Sexual Behavior in the Human Male, Alfred C. Kinsey, 1948

How dare Alfred Kinsey ask men and women questions about their sex lives! The groundbreaking study, truly the first of its scope and kind, was banned from publication abroad and highly criticized at home.

A Streetcar Named Desire, Tennessee Williams, 1947

The sexual content of this play, which later became a popular and critically acclaimed film, raised eyebrows and led to self-censorship when the film was being made. The director left a number of scenes on the cutting room floor to get an adequate rating and protect against complaints of the play’s immorality.

Their Eyes Were Watching God, Zora Neale Hurston, 1937

Parents of students in Advanced English classes in a Virginia high school objected to language and sexual content in this book, which made TIME magazine’s list of top 100 Best English-Language Novels from 1923 to 2005.

To Kill a Mockingbird, Harper Lee, 1960

Harper Lee’s great American tome stands as proof positive that the censorious impulse is alive and well in our country, even today. For some educators, the Pulitzer-prize winning book is one of the greatest texts teens can study in an American literature class. Others have called it a degrading, profane and racist work that “promotes white supremacy.”

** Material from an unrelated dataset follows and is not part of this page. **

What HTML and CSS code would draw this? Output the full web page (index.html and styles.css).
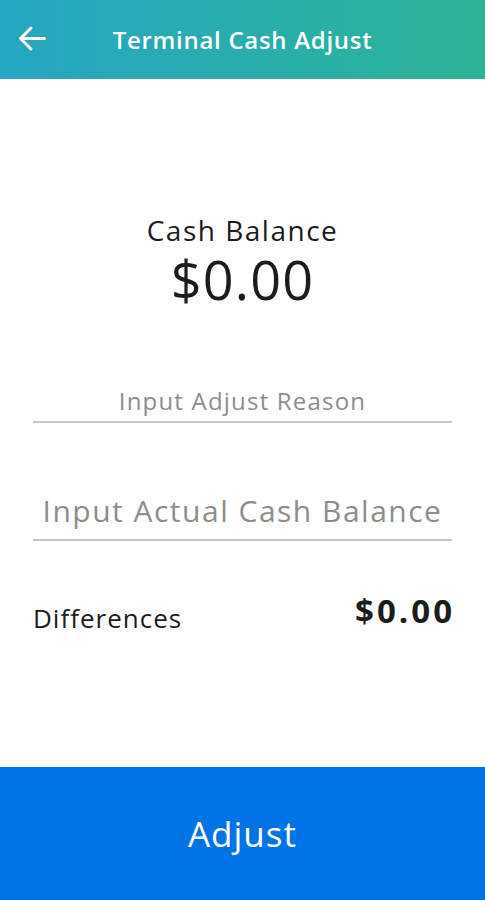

Where the Wild Things Are, Maurice Sendak, 1963

Sendak’s work is beloved by children in the generations since its publication and has captured the collective imagination. Many parents and librarians, however, did much hand-wringing over the dark and disturbing nature of the story. They also wrung their hands over the baby’s penis drawn in In the Night Kitchen.

The Words of Cesar Chavez, Cesar Chavez, 2002

The works of Chavez were among the many books banned in the dissolution of the Mexican-American Studies Program in Tucson, Arizona. The Tucson Unified School District disbanded the program so as to accord with a piece of legislation which outlawed Ethnic Studies classes in the state.